An inspiring fellow blogger, Corinne’s post inspired me to think of my fears and analyze the root cause of it. Somehow I believe every action, reaction, habit or fear that we have is a result of something. Something that could have happened in our childhood, or maybe something we read about which made us form an opinion about it.  I let my thoughts wander around and reach the exact place where this fear had its roots.

I have a huge fear of ghosts and throughout my school and college days I was the butt of all jokes because of this. I remember being addressed as a ‘fattu’ during my childhood. The teasing I used to get, always instigated me to watch horror shows. As a result of which I could barely sleep at night. I would cling to my mother all the time and be scared to step in a room without lights.  I remember one particular evening when we all were playing. I must be around 7-8 years old. There were some new constructions happening around our house where we all were playing hide and seek. 

It was my turn to hide and I ran to the farthest corner and hid there. It was a long time and no one came to search for me. I came out from my hiding place to see it was dark suggesting it was time to go home. Fear gripped my heart as I started groping in the dark for the way out. Suddenly I heard weird noises coming from somewhere inside the house and I let out a huge scream. Only to see my friends standing around me laughing their heads off as they had scared my wits. That day everyone laughed on me, no one wanted to see I was shivering with the fear instilled deep down. 

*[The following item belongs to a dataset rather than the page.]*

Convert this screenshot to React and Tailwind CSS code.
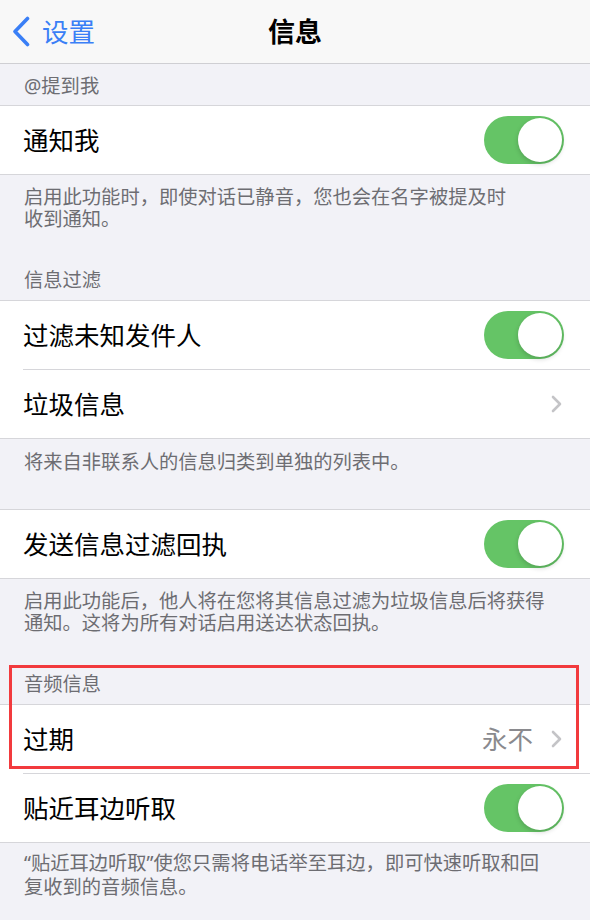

Maybe it was this incident which has left me feeling embarrassed about my fear in telling people about it. Gradually as I grew up I continued watching horror shows and spending sleepless nights in order to prove that I was not a ‘fattu’. Though today I cannot say my fear is gone, I can proudly say I have learnt to train my mind to forget it the moment the television is off and go to sleep peacefully. I use books, meditation techniques, music and many other ways and means to get ghosts out of mind.

I realised it is important to accept your fear and not let your fear accept you completely where you cannot do anything else. The moment you accept your fear you mind is free to think of ways to get rid of it. 

Lesson Learnt :I learnt that each one of us has our own fears. Accepting them is a sign of strength and not cowardice. People who laugh at you could actually be sharing the same fears but not disclosing for the fear of being laughed at.